Lead volume looks fine but lead quality declines

This is common in service businesses and B2B campaigns. A keyword may still convert, but those conversions may no longer represent good-fit buyers. Review downstream sales feedback and look for intent mismatch. Queries with “free,” “template,” “jobs,” “training,” or “salary” often slip into accounts unless negative keyword strategy is actively maintained.

SERP composition changes

If a keyword that once showed direct-response ads and product pages now shows editorial roundups, local packs, marketplaces, or informational videos, user expectations may have shifted. Treat the SERP as a live intent signal, not a static backdrop.

New modifiers appear in search terms

Language changes fast. Searchers may start using new category labels, software terminology, or localized phrases. Sometimes these modifiers reveal stronger purchase readiness than your existing targets. Sometimes they reveal noise. Either way, they should be reviewed and classified.

Tracking becomes unreliable

If you cannot trust conversion data, you cannot judge commercial intent well. Before promoting or cutting a keyword, make sure measurement is sound. If needed, review Google Ads Conversion Tracking Troubleshooting: Common Issues and Fixes and tighten your campaign tagging with the UTM Parameters Guide for Paid Search: Naming Conventions That Scale. A disciplined utm builder process makes keyword-level analysis more dependable across analytics systems.

CPA or ROAS moves outside acceptable ranges

Commercial intent is not just about conversion rate. A keyword may produce conversions but still fail your efficiency goals. Review economic fit regularly, especially for expensive categories where broad commercial investigation terms can consume spend before the buyer is ready.

Common issues

Most problems with commercial intent keywords come from classification errors, not from the keywords themselves. Here are the issues that appear most often.

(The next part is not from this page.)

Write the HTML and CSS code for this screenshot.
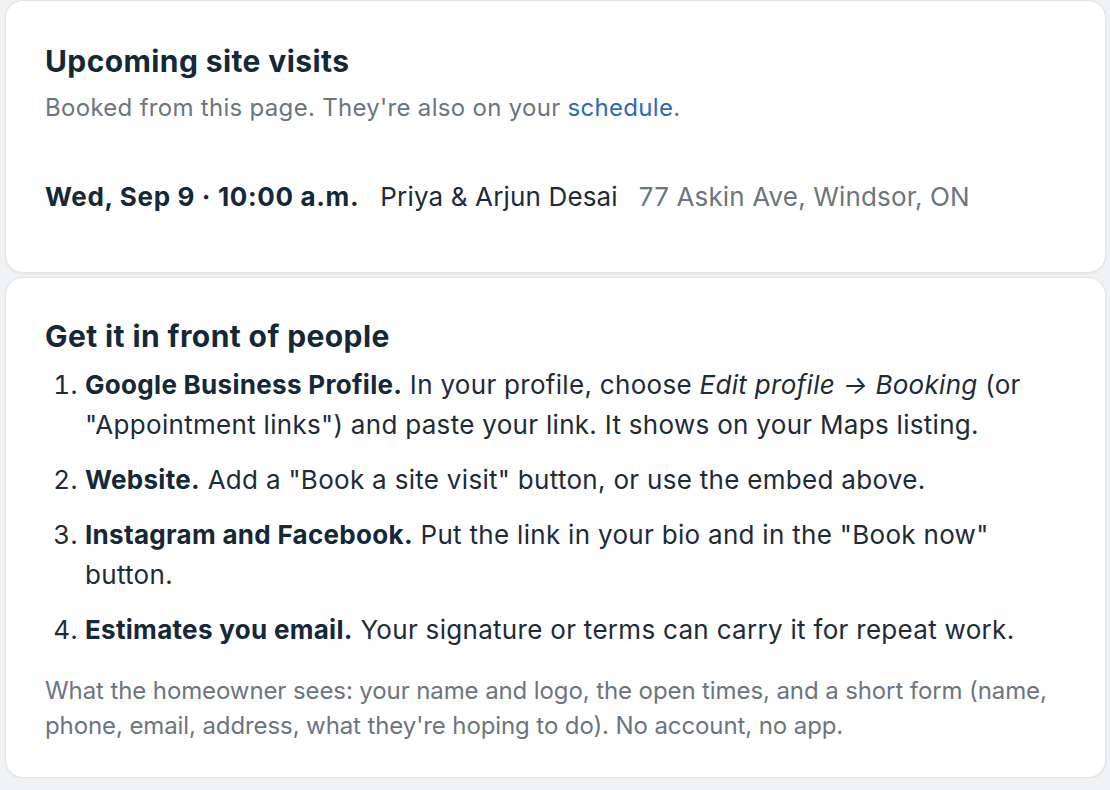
FILE: index.html
```html
<!DOCTYPE html>
<html lang="en">
<head>
<meta charset="utf-8">
<title>Site visits</title>
<link rel="stylesheet" href="styles.css">
</head>
<body>
<main class="page">
  <section class="card card-visits">
    <h2 class="card-title">Upcoming site visits</h2>
    <p class="subtitle">Booked from this page. They're also on your <a class="link" href="#">schedule</a>.</p>
    <div class="visit-row">
      <span class="visit-when">Wed, Sep 9 · 10:00 a.m.</span>
      <span class="visit-who">Priya &amp; Arjun Desai</span>
      <span class="visit-where">77 Askin Ave, Windsor, ON</span>
    </div>
  </section>
  <section class="card card-promote">
    <h2 class="card-title">Get it in front of people</h2>
    <ol class="steps">
      <li><strong>Google Business Profile.</strong> In your profile, choose <em>Edit profile → Booking</em> (or "Appointment links") and paste your link. It shows on your Maps listing.</li>
      <li><strong>Website.</strong> Add a "Book a site visit" button, or use the embed above.</li>
      <li><strong>Instagram and Facebook.</strong> Put the link in your bio and in the "Book now" button.</li>
      <li><strong>Estimates you email.</strong> Your signature or terms can carry it for repeat work.</li>
    </ol>
    <p class="note">What the homeowner sees: your name and logo, the open times, and a short form (name, phone, email, address, what they're hoping to do). No account, no app.</p>
  </section>
</main>
</body>
</html>
```

FILE: styles.css
```css
* { box-sizing: border-box; }

html, body {
  margin: 0;
  padding: 0;
  background: #f0f2f4;
}

body {
  font-family: Inter, "Noto Sans", "Liberation Sans", sans-serif;
  color: #1d2b38;
}

.page {
  display: flex;
  flex-direction: column;
  gap: 4px;
  padding: 0 4px 0 5px;
}

.card {
  background: #ffffff;
  border: 1px solid #e1e4e8;
  border-radius: 18px;
  box-shadow: 0 1px 3px rgba(20, 30, 45, 0.06);
  padding: 0 39px;
}

.card-visits {
  padding-top: 42px;
  padding-bottom: 58px;
}

.card-promote {
  padding-top: 40px;
  padding-bottom: 34px;
}

.card-title {
  margin: 0;
  font-size: 30px;
  line-height: 36px;
  font-weight: 700;
  color: #142838;
  letter-spacing: 0.4px;
}

.subtitle {
  margin: 13px 0 0;
  font-size: 24px;
  line-height: 32px;
  letter-spacing: 0.3px;
  color: #6b7580;
}

.link {
  color: #2a6bb6;
  text-decoration: none;
}

.visit-row {
  display: flex;
  align-items: baseline;
  gap: 21px;
  margin-top: 56px;
  font-size: 26px;
  line-height: 34px;
  letter-spacing: 0.15px;
}

.visit-when {
  font-weight: 700;
  color: #142838;
  letter-spacing: 0.65px;
}

.visit-who {
  color: #1d2b38;
}

.visit-where {
  color: #6b7580;
}

.steps {
  margin: 11px 0 0;
  padding-left: 40px;
  font-size: 26px;
  line-height: 40px;
  letter-spacing: 0.3px;
  color: #1d2b38;
  display: flex;
  flex-direction: column;
  gap: 15px;
}

.steps strong {
  font-weight: 700;
  color: #142838;
}

.note {
  margin: 23px 0 0;
  font-size: 24px;
  line-height: 35px;
  letter-spacing: -0.1px;
  color: #6b7580;
}
```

Confusing relevance with intent

A keyword can be tightly related to your business and still be a poor direct-response target. “Email marketing examples” is relevant to email software, but it usually does not perform like “email marketing platform pricing.” Relevance gets a term on the list. Intent determines its priority.

Overvaluing volume

Large search volume often creates pressure to bid broadly. But broad terms can dilute spend, lower efficiency, and make campaign structure harder to manage. Smaller clusters of high-intent terms usually give clearer insight and more reliable optimization paths.

Ignoring negative keyword strategy

Commercial intent targeting fails quickly when non-buyer searches are allowed to accumulate. Negative keywords are not just a cleanup task; they are part of qualification. Good negative lists help preserve the commercial profile of your traffic.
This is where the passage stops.